RECORDED DATA
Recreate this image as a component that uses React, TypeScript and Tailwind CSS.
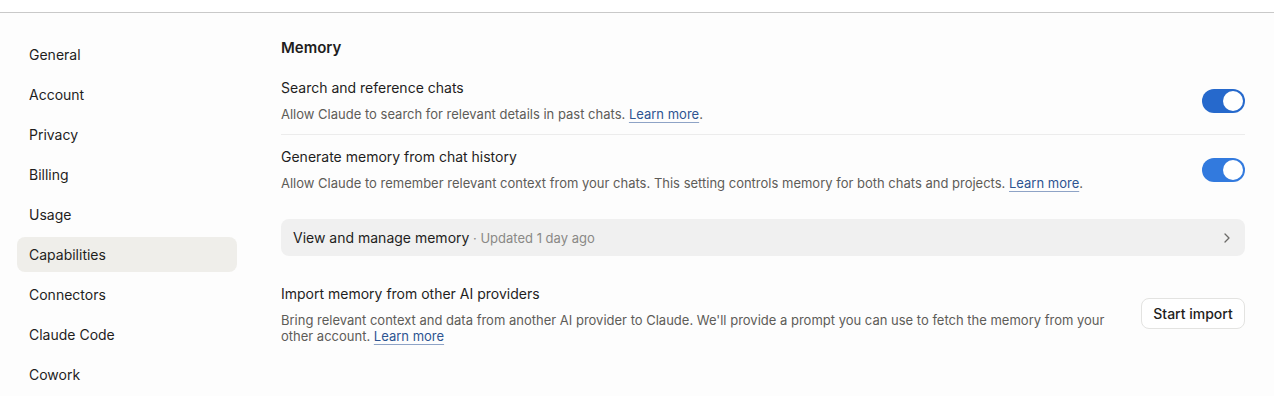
import { FC } from "react";

const navItems = [
  "General",
  "Account",
  "Privacy",
  "Billing",
  "Usage",
  "Capabilities",
  "Connectors",
  "Claude Code",
  "Cowork",
];

const Toggle: FC<{ tone: string }> = ({ tone }) => (
  <div className={`relative h-6 w-[43px] shrink-0 rounded-full ${tone}`}>
    <div className="absolute right-[2px] top-[2px] h-5 w-5 rounded-full bg-white" />
  </div>
);

const LearnMore: FC = () => (
  <span className="text-[#2d5491] underline decoration-[#8ea3c6] underline-offset-[3px]">
    Learn more
  </span>
);

export default function App() {
  return (
    <div
      className="h-[396px] w-[1274px] overflow-hidden bg-[#fdfdfd] text-[#1f1e1d]"
      style={{ fontFamily: "Inter, 'Noto Sans', sans-serif" }}
    >
      <div className="h-[13px] border-b border-[#c9c9c9] bg-white" />
      <div className="flex pt-6">
        <nav className="flex w-[281px] shrink-0 flex-col gap-[5px] pl-[17px] pr-[44px]">
          {navItems.map((item) => (
            <div
              key={item}
              className={`flex h-[35px] items-center rounded-lg px-3 text-[14px] ${
                item === "Capabilities" ? "bg-[#efeeea]" : ""
              }`}
            >
              {item}
            </div>
          ))}
        </nav>

        <main className="mt-px flex-1 pr-[29px]">
          <h2 className="h-5 text-[15px] font-semibold leading-5">Memory</h2>

          <div className="mt-5 flex items-center justify-between border-b border-[#ececec] pb-[11px]">
            <div>
              <div className="text-[14px] leading-5">Search and reference chats</div>
              <div className="mt-[7px] text-[13px] leading-[18px] text-[#5d5c58]">
                Allow Claude to search for relevant details in past chats. <LearnMore />.
              </div>
            </div>
            <Toggle tone="bg-[#2669cc]" />
          </div>

          <div className="mt-[12px] flex items-center justify-between">
            <div>
              <div className="text-[14px] leading-5">Generate memory from chat history</div>
              <div className="mt-[7px] text-[13px] leading-[18px] text-[#5d5c58]">
                Allow Claude to remember relevant context from your chats. This setting controls memory for both
                chats and projects. <LearnMore />.
              </div>
            </div>
            <Toggle tone="bg-[#327ade]" />
          </div>

          <div className="mt-[27px] flex h-[37px] items-center justify-between rounded-lg bg-[#f0f0f0] px-3">
            <div className="text-[14px]">
              View and manage memory
              <span className="text-[13px] text-[#8a8986]"> · Updated 1 day ago</span>
            </div>
            <svg width="16" height="16" viewBox="0 0 16 16" fill="none" className="-mr-0.5">
              <path d="M6 4l4 4-4 4" stroke="#6b6a67" strokeWidth="1.3" strokeLinecap="round" strokeLinejoin="round" />
            </svg>
          </div>

          <div className="mt-[28px] flex items-center justify-between gap-6">
            <div className="max-w-[836px]">
              <div className="text-[14px] leading-5">Import memory from other AI providers</div>
              <div className="mt-2 text-[13px] leading-4 text-[#5d5c58]">
                Bring relevant context and data from another AI provider to Claude. We'll provide a prompt you can
                use to fetch the memory from your other account. <LearnMore />
              </div>
            </div>
            <button className="-mt-0.5 h-[31px] w-[104px] shrink-0 rounded-lg border border-[#e3e3e1] bg-white text-[14px] font-medium">
              Start import
            </button>
          </div>
        </main>
      </div>
    </div>
  );
}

GIVEN INSTRUCTION
Give an exact reproduction of every line, leaving out any picture.

EXERCISE OUTPUT
Recreate this image as a component that uses React, TypeScript and Tailwind CSS.
import { FC } from "react";

const navItems = [
  "General",
  "Account",
  "Privacy",
  "Billing",
  "Usage",
  "Capabilities",
  "Connectors",
  "Claude Code",
  "Cowork",
];

const Toggle: FC<{ tone: string }> = ({ tone }) => (
  <div className={`relative h-6 w-[43px] shrink-0 rounded-full ${tone}`}>
    <div className="absolute right-[2px] top-[2px] h-5 w-5 rounded-full bg-white" />
  </div>
);

const LearnMore: FC = () => (
  <span className="text-[#2d5491] underline decoration-[#8ea3c6] underline-offset-[3px]">
    Learn more
  </span>
);

export default function App() {
  return (
    <div
      className="h-[396px] w-[1274px] overflow-hidden bg-[#fdfdfd] text-[#1f1e1d]"
      style={{ fontFamily: "Inter, 'Noto Sans', sans-serif" }}
    >
      <div className="h-[13px] border-b border-[#c9c9c9] bg-white" />
      <div className="flex pt-6">
        <nav className="flex w-[281px] shrink-0 flex-col gap-[5px] pl-[17px] pr-[44px]">
          {navItems.map((item) => (
            <div
              key={item}
              className={`flex h-[35px] items-center rounded-lg px-3 text-[14px] ${
                item === "Capabilities" ? "bg-[#efeeea]" : ""
              }`}
            >
              {item}
            </div>
          ))}
        </nav>

        <main className="mt-px flex-1 pr-[29px]">
          <h2 className="h-5 text-[15px] font-semibold leading-5">Memory</h2>

          <div className="mt-5 flex items-center justify-between border-b border-[#ececec] pb-[11px]">
            <div>
              <div className="text-[14px] leading-5">Search and reference chats</div>
              <div className="mt-[7px] text-[13px] leading-[18px] text-[#5d5c58]">
                Allow Claude to search for relevant details in past chats. <LearnMore />.
              </div>
            </div>
            <Toggle tone="bg-[#2669cc]" />
          </div>

          <div className="mt-[12px] flex items-center justify-between">
            <div>
              <div className="text-[14px] leading-5">Generate memory from chat history</div>
              <div className="mt-[7px] text-[13px] leading-[18px] text-[#5d5c58]">
                Allow Claude to remember relevant context from your chats. This setting controls memory for both
                chats and projects. <LearnMore />.
              </div>
            </div>
            <Toggle tone="bg-[#327ade]" />
          </div>

          <div className="mt-[27px] flex h-[37px] items-center justify-between rounded-lg bg-[#f0f0f0] px-3">
            <div className="text-[14px]">
              View and manage memory
              <span className="text-[13px] text-[#8a8986]"> · Updated 1 day ago</span>
            </div>
            <svg width="16" height="16" viewBox="0 0 16 16" fill="none" className="-mr-0.5">
              <path d="M6 4l4 4-4 4" stroke="#6b6a67" strokeWidth="1.3" strokeLinecap="round" strokeLinejoin="round" />
            </svg>
          </div>

          <div className="mt-[28px] flex items-center justify-between gap-6">
            <div className="max-w-[836px]">
              <div className="text-[14px] leading-5">Import memory from other AI providers</div>
              <div className="mt-2 text-[13px] leading-4 text-[#5d5c58]">
                Bring relevant context and data from another AI provider to Claude. We'll provide a prompt you can
                use to fetch the memory from your other account. <LearnMore />
              </div>
            </div>
            <button className="-mt-0.5 h-[31px] w-[104px] shrink-0 rounded-lg border border-[#e3e3e1] bg-white text-[14px] font-medium">
              Start import
            </button>
          </div>
        </main>
      </div>
    </div>
  );
}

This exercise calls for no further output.